Data segment
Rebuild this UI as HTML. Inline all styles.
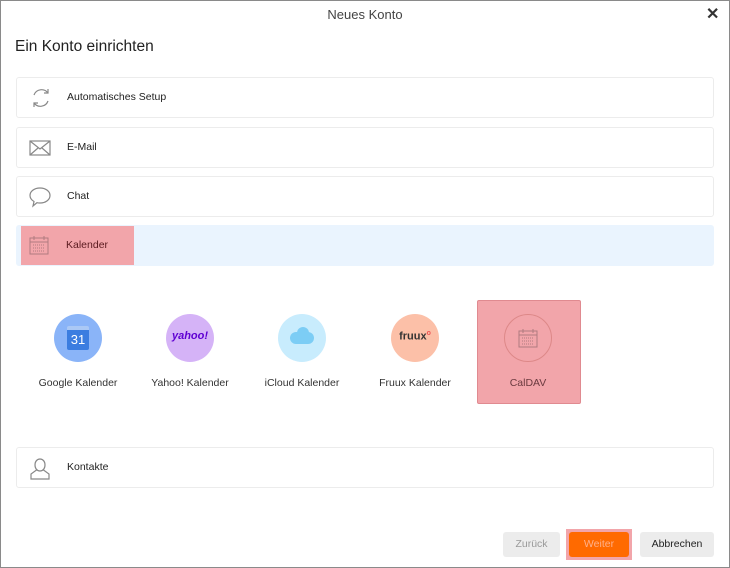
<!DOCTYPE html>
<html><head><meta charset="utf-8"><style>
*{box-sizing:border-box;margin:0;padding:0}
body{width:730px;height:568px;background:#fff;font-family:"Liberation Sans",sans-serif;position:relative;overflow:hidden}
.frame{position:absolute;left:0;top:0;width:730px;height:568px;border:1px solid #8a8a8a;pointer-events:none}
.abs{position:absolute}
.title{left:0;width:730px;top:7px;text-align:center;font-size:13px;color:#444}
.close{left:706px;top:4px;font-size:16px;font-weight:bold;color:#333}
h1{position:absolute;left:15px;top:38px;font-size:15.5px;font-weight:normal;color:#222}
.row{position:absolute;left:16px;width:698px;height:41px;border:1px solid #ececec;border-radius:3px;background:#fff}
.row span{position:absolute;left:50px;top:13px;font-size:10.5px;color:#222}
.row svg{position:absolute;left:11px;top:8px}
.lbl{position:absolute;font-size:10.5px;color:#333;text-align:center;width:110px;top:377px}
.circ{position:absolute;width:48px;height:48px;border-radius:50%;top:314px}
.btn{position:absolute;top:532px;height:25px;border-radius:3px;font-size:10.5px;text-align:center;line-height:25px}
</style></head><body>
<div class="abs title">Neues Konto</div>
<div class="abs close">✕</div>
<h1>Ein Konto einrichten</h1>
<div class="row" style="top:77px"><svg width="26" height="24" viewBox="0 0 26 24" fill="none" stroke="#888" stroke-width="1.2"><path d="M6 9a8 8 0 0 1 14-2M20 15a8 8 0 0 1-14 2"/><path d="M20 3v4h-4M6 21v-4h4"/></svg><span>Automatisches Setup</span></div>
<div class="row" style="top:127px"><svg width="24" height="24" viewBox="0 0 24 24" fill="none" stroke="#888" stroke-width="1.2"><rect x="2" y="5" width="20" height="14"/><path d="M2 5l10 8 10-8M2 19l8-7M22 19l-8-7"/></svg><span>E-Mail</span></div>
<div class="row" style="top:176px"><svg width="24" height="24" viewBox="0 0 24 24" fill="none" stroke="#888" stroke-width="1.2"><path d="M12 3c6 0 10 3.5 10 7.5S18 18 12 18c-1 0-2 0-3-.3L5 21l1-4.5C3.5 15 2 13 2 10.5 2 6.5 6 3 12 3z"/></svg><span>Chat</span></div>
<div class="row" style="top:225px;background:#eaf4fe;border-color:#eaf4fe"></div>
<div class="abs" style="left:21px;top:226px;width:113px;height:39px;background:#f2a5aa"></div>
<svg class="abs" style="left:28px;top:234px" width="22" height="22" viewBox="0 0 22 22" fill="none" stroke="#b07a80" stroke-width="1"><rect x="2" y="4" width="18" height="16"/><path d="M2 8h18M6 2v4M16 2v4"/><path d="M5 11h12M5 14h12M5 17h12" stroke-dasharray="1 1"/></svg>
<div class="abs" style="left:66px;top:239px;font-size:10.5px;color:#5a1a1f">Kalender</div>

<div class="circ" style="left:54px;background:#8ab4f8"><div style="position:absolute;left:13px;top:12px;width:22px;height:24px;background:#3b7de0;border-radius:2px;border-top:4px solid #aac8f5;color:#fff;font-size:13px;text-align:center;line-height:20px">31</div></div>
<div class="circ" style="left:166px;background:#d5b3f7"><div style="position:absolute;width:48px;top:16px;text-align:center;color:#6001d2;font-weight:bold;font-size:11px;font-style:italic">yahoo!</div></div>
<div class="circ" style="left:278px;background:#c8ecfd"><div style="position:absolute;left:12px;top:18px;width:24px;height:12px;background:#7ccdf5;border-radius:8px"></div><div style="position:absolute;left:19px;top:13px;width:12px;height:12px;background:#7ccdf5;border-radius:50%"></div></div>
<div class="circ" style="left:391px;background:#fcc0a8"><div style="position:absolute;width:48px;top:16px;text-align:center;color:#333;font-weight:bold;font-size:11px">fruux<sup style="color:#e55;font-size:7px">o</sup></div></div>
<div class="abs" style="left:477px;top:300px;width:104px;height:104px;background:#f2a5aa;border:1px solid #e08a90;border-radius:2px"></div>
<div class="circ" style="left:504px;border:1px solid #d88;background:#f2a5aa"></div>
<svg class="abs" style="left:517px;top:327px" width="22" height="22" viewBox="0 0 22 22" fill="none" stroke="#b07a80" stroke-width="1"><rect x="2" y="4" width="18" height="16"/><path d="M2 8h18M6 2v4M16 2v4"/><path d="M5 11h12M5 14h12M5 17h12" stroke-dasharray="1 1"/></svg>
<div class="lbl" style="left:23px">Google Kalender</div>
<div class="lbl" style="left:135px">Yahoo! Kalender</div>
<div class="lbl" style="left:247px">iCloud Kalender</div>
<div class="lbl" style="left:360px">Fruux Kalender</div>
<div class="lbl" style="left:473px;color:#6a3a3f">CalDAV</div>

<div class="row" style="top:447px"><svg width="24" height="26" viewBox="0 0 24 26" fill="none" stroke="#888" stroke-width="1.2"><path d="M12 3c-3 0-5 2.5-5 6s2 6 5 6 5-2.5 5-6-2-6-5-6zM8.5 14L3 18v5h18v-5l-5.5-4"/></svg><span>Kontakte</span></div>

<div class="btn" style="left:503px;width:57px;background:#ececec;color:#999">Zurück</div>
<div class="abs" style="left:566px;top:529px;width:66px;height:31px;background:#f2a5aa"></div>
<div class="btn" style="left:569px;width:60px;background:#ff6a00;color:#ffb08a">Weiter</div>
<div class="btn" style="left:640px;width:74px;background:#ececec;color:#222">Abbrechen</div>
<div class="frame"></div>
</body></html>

What you should do
Repeat the material verbatim. Do not carry over any picture.

Output
Rebuild this UI as HTML. Inline all styles.
<!DOCTYPE html>
<html><head><meta charset="utf-8"><style>
*{box-sizing:border-box;margin:0;padding:0}
body{width:730px;height:568px;background:#fff;font-family:"Liberation Sans",sans-serif;position:relative;overflow:hidden}
.frame{position:absolute;left:0;top:0;width:730px;height:568px;border:1px solid #8a8a8a;pointer-events:none}
.abs{position:absolute}
.title{left:0;width:730px;top:7px;text-align:center;font-size:13px;color:#444}
.close{left:706px;top:4px;font-size:16px;font-weight:bold;color:#333}
h1{position:absolute;left:15px;top:38px;font-size:15.5px;font-weight:normal;color:#222}
.row{position:absolute;left:16px;width:698px;height:41px;border:1px solid #ececec;border-radius:3px;background:#fff}
.row span{position:absolute;left:50px;top:13px;font-size:10.5px;color:#222}
.row svg{position:absolute;left:11px;top:8px}
.lbl{position:absolute;font-size:10.5px;color:#333;text-align:center;width:110px;top:377px}
.circ{position:absolute;width:48px;height:48px;border-radius:50%;top:314px}
.btn{position:absolute;top:532px;height:25px;border-radius:3px;font-size:10.5px;text-align:center;line-height:25px}
</style></head><body>
<div class="abs title">Neues Konto</div>
<div class="abs close">✕</div>
<h1>Ein Konto einrichten</h1>
<div class="row" style="top:77px"><svg width="26" height="24" viewBox="0 0 26 24" fill="none" stroke="#888" stroke-width="1.2"><path d="M6 9a8 8 0 0 1 14-2M20 15a8 8 0 0 1-14 2"/><path d="M20 3v4h-4M6 21v-4h4"/></svg><span>Automatisches Setup</span></div>
<div class="row" style="top:127px"><svg width="24" height="24" viewBox="0 0 24 24" fill="none" stroke="#888" stroke-width="1.2"><rect x="2" y="5" width="20" height="14"/><path d="M2 5l10 8 10-8M2 19l8-7M22 19l-8-7"/></svg><span>E-Mail</span></div>
<div class="row" style="top:176px"><svg width="24" height="24" viewBox="0 0 24 24" fill="none" stroke="#888" stroke-width="1.2"><path d="M12 3c6 0 10 3.5 10 7.5S18 18 12 18c-1 0-2 0-3-.3L5 21l1-4.5C3.5 15 2 13 2 10.5 2 6.5 6 3 12 3z"/></svg><span>Chat</span></div>
<div class="row" style="top:225px;background:#eaf4fe;border-color:#eaf4fe"></div>
<div class="abs" style="left:21px;top:226px;width:113px;height:39px;background:#f2a5aa"></div>
<svg class="abs" style="left:28px;top:234px" width="22" height="22" viewBox="0 0 22 22" fill="none" stroke="#b07a80" stroke-width="1"><rect x="2" y="4" width="18" height="16"/><path d="M2 8h18M6 2v4M16 2v4"/><path d="M5 11h12M5 14h12M5 17h12" stroke-dasharray="1 1"/></svg>
<div class="abs" style="left:66px;top:239px;font-size:10.5px;color:#5a1a1f">Kalender</div>

<div class="circ" style="left:54px;background:#8ab4f8"><div style="position:absolute;left:13px;top:12px;width:22px;height:24px;background:#3b7de0;border-radius:2px;border-top:4px solid #aac8f5;color:#fff;font-size:13px;text-align:center;line-height:20px">31</div></div>
<div class="circ" style="left:166px;background:#d5b3f7"><div style="position:absolute;width:48px;top:16px;text-align:center;color:#6001d2;font-weight:bold;font-size:11px;font-style:italic">yahoo!</div></div>
<div class="circ" style="left:278px;background:#c8ecfd"><div style="position:absolute;left:12px;top:18px;width:24px;height:12px;background:#7ccdf5;border-radius:8px"></div><div style="position:absolute;left:19px;top:13px;width:12px;height:12px;background:#7ccdf5;border-radius:50%"></div></div>
<div class="circ" style="left:391px;background:#fcc0a8"><div style="position:absolute;width:48px;top:16px;text-align:center;color:#333;font-weight:bold;font-size:11px">fruux<sup style="color:#e55;font-size:7px">o</sup></div></div>
<div class="abs" style="left:477px;top:300px;width:104px;height:104px;background:#f2a5aa;border:1px solid #e08a90;border-radius:2px"></div>
<div class="circ" style="left:504px;border:1px solid #d88;background:#f2a5aa"></div>
<svg class="abs" style="left:517px;top:327px" width="22" height="22" viewBox="0 0 22 22" fill="none" stroke="#b07a80" stroke-width="1"><rect x="2" y="4" width="18" height="16"/><path d="M2 8h18M6 2v4M16 2v4"/><path d="M5 11h12M5 14h12M5 17h12" stroke-dasharray="1 1"/></svg>
<div class="lbl" style="left:23px">Google Kalender</div>
<div class="lbl" style="left:135px">Yahoo! Kalender</div>
<div class="lbl" style="left:247px">iCloud Kalender</div>
<div class="lbl" style="left:360px">Fruux Kalender</div>
<div class="lbl" style="left:473px;color:#6a3a3f">CalDAV</div>

<div class="row" style="top:447px"><svg width="24" height="26" viewBox="0 0 24 26" fill="none" stroke="#888" stroke-width="1.2"><path d="M12 3c-3 0-5 2.5-5 6s2 6 5 6 5-2.5 5-6-2-6-5-6zM8.5 14L3 18v5h18v-5l-5.5-4"/></svg><span>Kontakte</span></div>

<div class="btn" style="left:503px;width:57px;background:#ececec;color:#999">Zurück</div>
<div class="abs" style="left:566px;top:529px;width:66px;height:31px;background:#f2a5aa"></div>
<div class="btn" style="left:569px;width:60px;background:#ff6a00;color:#ffb08a">Weiter</div>
<div class="btn" style="left:640px;width:74px;background:#ececec;color:#222">Abbrechen</div>
<div class="frame"></div>
</body></html>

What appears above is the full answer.